Palden’s view that the oldest alignments are both natural and engrained is born out by date-dowsing the origin of the lines from this circle to the surrounding hilltops. His contention is that it was only after the discovery of metals that subsequent megaliths were erected in a landscape cleared of its engulfing forest. A new society of less nomadic and more settled humans evolved to lay claim to the land they had cleared of trees by such great effort, and they gradually developed the science and the technology both to sense the power of benevolent and detrimental forces in the landscape, and to mitigate and manipulate them to some extent for their own purposes. Dating the long, straight lines that span the globe helps us to put both a chronological structure and a putative narrative to substantiate this suggestion.

 Having decided to defer the proposed visit to Bosigran Cliff Castle on such a breezy day, our last port of call was the Boscawen-un stone circle a few miles west of Penzance.
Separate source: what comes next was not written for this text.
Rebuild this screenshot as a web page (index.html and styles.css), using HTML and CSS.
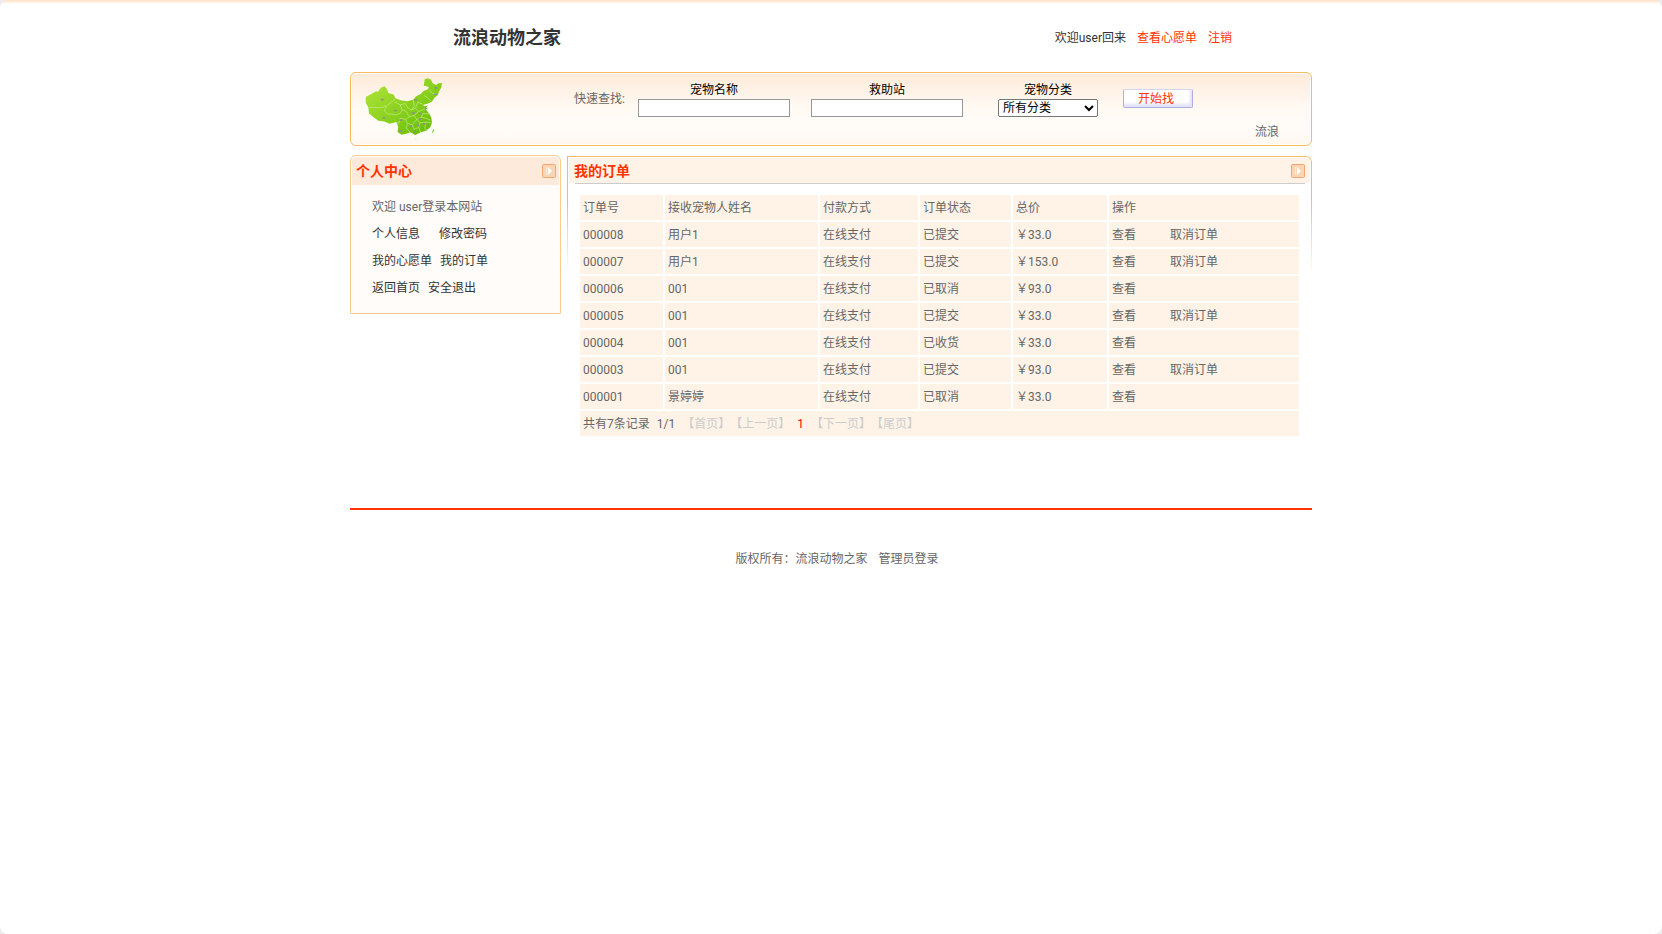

This hugely significant archaeological and spiritual site had been saved for us only at the very last minute from destruction by a local farmer in the 1860’s by Elizabeth Carne. It seemed destined to survive, and is one of very few such places to come down to our own space/time virtually intact.

 With its tell-tale 19 stones and unique angled central menhir, Palden feels this is one of the places that pins the UK’s etheric ‘blanket’ into place. Although smaller in scale, it ranks in importance with Cumbria’s magnificent Castlerigg and Orkney’s legendary Ring of Brodgar in this respect. Even hosting a group of enthusiastic dowsers and various visitors, who took a keen interest in our activities, this stone ellipse does have a special sense of place. Several female members of our entourage tried out standing under the leaning central pillar, with the back of their head resting against it – and found themselves becoming light-headed to the point of otherworldliness.
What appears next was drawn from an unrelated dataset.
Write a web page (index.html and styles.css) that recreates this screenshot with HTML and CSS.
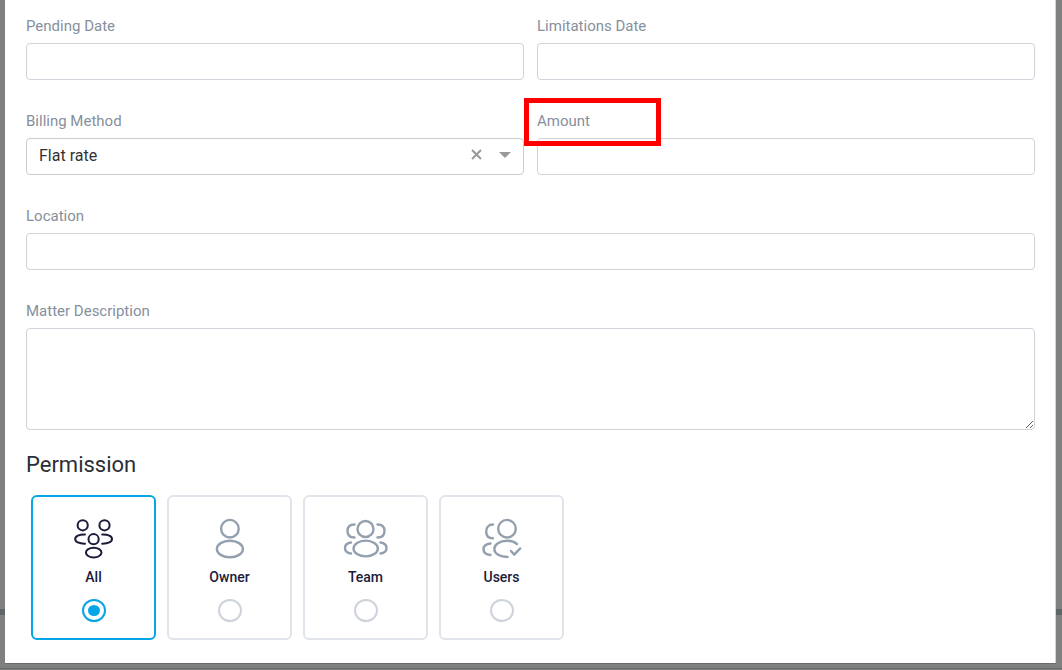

 As at Bosiliak, several alignments run through this site, linking it to points on the horizon. Throughout our field trip, Palden was keen to explain that interesting and important though the remaining sites are to our understanding of what the world was like four or five thousand years ago, these are just the remnants of an integrated and widespread network of such places, which took an enormous community effort to construct with great precision. The erection of the structures must have been considered to be crucial to the survival of the tribes that inhabited the area in those times – and they were evidently regarded as having a much greater magnitude of necessity when compared to the role of modern superstitions, and even to many formalised religious practices.

 Our thanks to Palden Jenkins for taking us to places that are clearly of great personal significance to himself.   His introductions to each were as informative as they were insightful, and it certainly enabled us to look at the remarkable countryside of Penwith in a brighter light and a sharper focus.